─── Records shown ───

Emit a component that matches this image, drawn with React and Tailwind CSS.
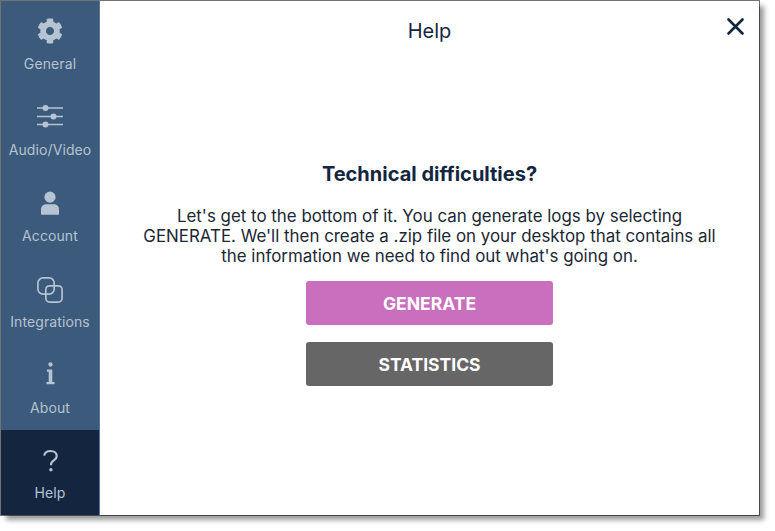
import React from 'react';
import { FaCog } from 'react-icons/fa';

const Sliders = () => (
  <svg width="26" height="24" viewBox="0 0 26 24" fill="none" stroke="currentColor" strokeWidth="1.6" className="-mt-[2px]">
    <path d="M0 4h26M0 12.500h26M0 20.500h26" />
    <circle cx="8.5" cy="4" r="3" fill="currentColor" stroke="none" />
    <circle cx="16.5" cy="12.500" r="3" fill="currentColor" stroke="none" />
    <circle cx="8.5" cy="20.500" r="3" fill="currentColor" stroke="none" />
  </svg>
);

const User = () => (
  <svg width="18" height="24" viewBox="0 0 20 26" fill="currentColor">
    <circle cx="10" cy="6.5" r="6.2" />
    <path d="M0 26v-6c0-3 2.5-5.5 5.5-5.5h9c3 0 5.500 2.500 5.500 5.500v6z" />
  </svg>
);

const Squares = () => (
  <svg width="26" height="26" viewBox="0 0 28 28" fill="none" stroke="currentColor" strokeWidth="1.8" className="mt-[2px]">
    <rect x="1" y="1" width="17.500" height="17.500" rx="5.500" />
    <rect x="9.500" y="9.500" width="17.500" height="17.500" rx="4" />
  </svg>
);

const InfoI = () => (
  <svg width="9" height="25" viewBox="0 0 10 25" fill="currentColor" className="-mt-[2px]">
    <circle cx="5" cy="2.500" r="2.400" />
    <path d="M1 8h6v14h2.500v2.500H.5V22H3V10.500H1z" />
  </svg>
);

const Question = () => (
  <svg width="15" height="24" viewBox="0 0 18 26" fill="none" stroke="currentColor" strokeWidth="2.600" className="mt-[1px]">
    <path d="M1.500 6.500C2 3 5 1 9 1c4.500 0 7.500 2.500 7.500 6 0 2.500-1.300 3.800-3.500 5.300C10.800 13.800 9.500 15 9.500 18" />
    <circle cx="9.500" cy="23.500" r="2" fill="currentColor" stroke="none" />
  </svg>
);

const items = [
  { label: 'General', icon: <FaCog size={26} /> },
  { label: 'Audio/Video', icon: <Sliders /> },
  { label: 'Account', icon: <User /> },
  { label: 'Integrations', icon: <Squares /> },
  { label: 'About', icon: <InfoI /> },
  { label: 'Help', icon: <Question />, active: true },
];

export default function App() {
  return (
    <div className="w-[775px] h-[531px] bg-white pt-px pl-px font-['Inter',sans-serif]">
      <div className="relative w-[758px] h-[514px] flex bg-white shadow-[0_0_0_1px_rgba(0,0,0,0.55),5px_5px_5px_rgba(0,0,0,0.4)]">
        <aside className="w-[99px] h-full flex flex-col bg-[#3c5a7b] border-r border-[#5a7696]">
          {items.map((item) => (
            <div
              key={item.label}
              className={`flex flex-col items-center text-[#b5c3d2] ${item.active ? 'flex-1 bg-[#14263f]' : 'h-[85.8px]'}`}
            >
              <div className="h-[55.4px] flex items-center justify-center pt-[5px]">{item.icon}</div>
              <span className="text-[14px] leading-[16px] tracking-[0.1px]">{item.label}</span>
            </div>
          ))}
        </aside>
        <main className="flex-1 flex flex-col items-center text-[#14263f]">
          <h1 className="mt-[18px] text-[20px] leading-[24px] font-normal">Help</h1>
          <h2 className="mt-[119px] text-[20px] leading-[24px] font-bold">Technical difficulties?</h2>
          <p className="mt-[20px] w-[580px] text-center text-[16.9px] leading-[20px] text-[#1b2735]">
            Let's get to the bottom of it. You can generate logs by selecting GENERATE. We'll then create a .zip file on your desktop that contains all the information we need to find out what's going on.
          </p>
          <button className="mt-[15px] w-[247px] h-[44px] pt-[2px] rounded-[3px] bg-[#c96fbd] text-white text-[17.5px] font-bold">GENERATE</button>
          <button className="mt-[17px] w-[247px] h-[44px] pt-[2px] rounded-[3px] bg-[#666666] text-white text-[17.5px] font-bold">STATISTICS</button>
        </main>
        <button className="absolute top-[17px] right-[15px] text-[#14263f]">
          <svg width="17" height="17" viewBox="0 0 17 17" stroke="currentColor" strokeWidth="2.600" strokeLinecap="round" className="block">
            <path d="M1.500 1.500l14 14M15.500 1.500l-14 14" />
          </svg>
        </button>
      </div>
    </div>
  );
}
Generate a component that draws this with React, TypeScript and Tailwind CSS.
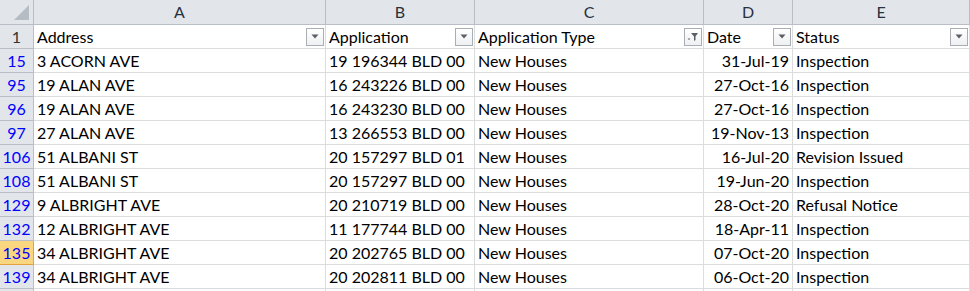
import * as React from "react";

type Row = {
  num: string;
  address: string;
  app: string;
  type: string;
  date: string;
  status: string;
  active?: boolean;
};

const ROWS: Row[] = [
  { num: "15", address: "3 ACORN AVE", app: "19 196344 BLD 00", type: "New Houses", date: "31-Jul-19", status: "Inspection" },
  { num: "95", address: "19 ALAN AVE", app: "16 243226 BLD 00", type: "New Houses", date: "27-Oct-16", status: "Inspection" },
  { num: "96", address: "19 ALAN AVE", app: "16 243230 BLD 00", type: "New Houses", date: "27-Oct-16", status: "Inspection" },
  { num: "97", address: "27 ALAN AVE", app: "13 266553 BLD 00", type: "New Houses", date: "19-Nov-13", status: "Inspection" },
  { num: "106", address: "51 ALBANI ST", app: "20 157297 BLD 01", type: "New Houses", date: "16-Jul-20", status: "Revision Issued" },
  { num: "108", address: "51 ALBANI ST", app: "20 157297 BLD 00", type: "New Houses", date: "19-Jun-20", status: "Inspection" },
  { num: "129", address: "9 ALBRIGHT AVE", app: "20 210719 BLD 00", type: "New Houses", date: "28-Oct-20", status: "Refusal Notice" },
  { num: "132", address: "12 ALBRIGHT AVE", app: "11 177744 BLD 00", type: "New Houses", date: "18-Apr-11", status: "Inspection" },
  { num: "135", address: "34 ALBRIGHT AVE", app: "20 202765 BLD 00", type: "New Houses", date: "07-Oct-20", status: "Inspection", active: true },
  { num: "139", address: "34 ALBRIGHT AVE", app: "20 202811 BLD 00", type: "New Houses", date: "06-Oct-20", status: "Inspection" },
];

const COLS = "grid-cols-[34px_292px_149px_229px_89px_1fr]";

function FilterButton({ filtered }: { filtered?: boolean }) {
  return (
    <span className="flex h-[18px] w-[18px] shrink-0 items-center justify-center border border-[#a9aeb5] bg-gradient-to-b from-white to-[#eef0f3]">
      {filtered ? (
        <svg width="12" height="10" viewBox="0 0 12 10" aria-hidden>
          <path d="M4 1h7L8.5 4.5V8L7 9V4.5z" fill="#5b5f66" />
          <path d="M0.5 6.5h3L2 8z" fill="#5b5f66" />
        </svg>
      ) : (
        <svg width="8" height="5" viewBox="0 0 8 5" aria-hidden>
          <path d="M0.5 0.5h7L4 4.5z" fill="#5b5f66" />
        </svg>
      )}
    </span>
  );
}

function HeaderCell({ label, filtered }: { label: string; filtered?: boolean }) {
  return (
    <div className="flex h-[24px] items-center justify-between border-b border-r border-[#dadcdd] bg-white pl-[3px] pr-[1px]">
      <span>{label}</span>
      <FilterButton filtered={filtered} />
    </div>
  );
}

export default function App() {
  const cell = "h-[24px] flex items-center border-b border-r border-[#dadcdd] bg-white px-[3px] whitespace-nowrap overflow-hidden";

  return (
    <div className="h-[291px] w-[970px] overflow-hidden bg-white font-['Lato','Liberation_Sans',sans-serif] text-[16px] leading-none text-black">
      <div className={`grid ${COLS}`}>
        {/* column letters */}
        <div className="relative h-[25px] border-b border-r border-[#b9bec6] bg-[#e2e6eb]">
          <svg className="absolute bottom-[4px] right-[4px]" width="15" height="15" viewBox="0 0 15 15" aria-hidden>
            <path d="M15 0V15H0z" fill="#b6bcc4" />
          </svg>
        </div>
        {["A", "B", "C", "D", "E"].map((l) => (
          <div
            key={l}
            className="flex h-[25px] items-center justify-center border-b border-r border-[#b9bec6] bg-[#e2e6eb] text-[#27313d]"
          >
            {l}
          </div>
        ))}

        {/* header row */}
        <div className="flex h-[24px] items-center justify-center border-b border-r border-[#b9bec6] bg-[#e2e6eb] text-[#333]">
          1
        </div>
        <HeaderCell label="Address" />
        <HeaderCell label="Application" />
        <HeaderCell label="Application Type" filtered />
        <HeaderCell label="Date" />
        <HeaderCell label="Status" />

        {ROWS.map((r) => (
          <React.Fragment key={r.num}>
            <div
              className={
                r.active
                  ? "flex h-[24px] items-center justify-center border-b border-r border-[#e4a33c] bg-[#fbd680] text-[#0000ff]"
                  : "flex h-[24px] items-center justify-center border-b border-r border-[#b9bec6] bg-[#e2e6eb] text-[#0000ff]"
              }
            >
              {r.num}
            </div>
            <div className={cell}>{r.address}</div>
            <div className={cell}>{r.app}</div>
            <div className={cell}>{r.type}</div>
            <div className={`${cell} justify-end`}>{r.date}</div>
            <div className={cell}>{r.status}</div>
          </React.Fragment>
        ))}

        <div className="h-[24px] border-r border-[#b9bec6] bg-[#e2e6eb]" />
        <div className={cell} />
        <div className={cell} />
        <div className={cell} />
        <div className={cell} />
        <div className={cell} />
      </div>
    </div>
  );
}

───

» **Task directions**
Reproduce every line of the listing above in which the string "with" appears.

» **Correct result**
Emit a component that matches this image, drawn with React and Tailwind CSS.
Generate a component that draws this with React, TypeScript and Tailwind CSS.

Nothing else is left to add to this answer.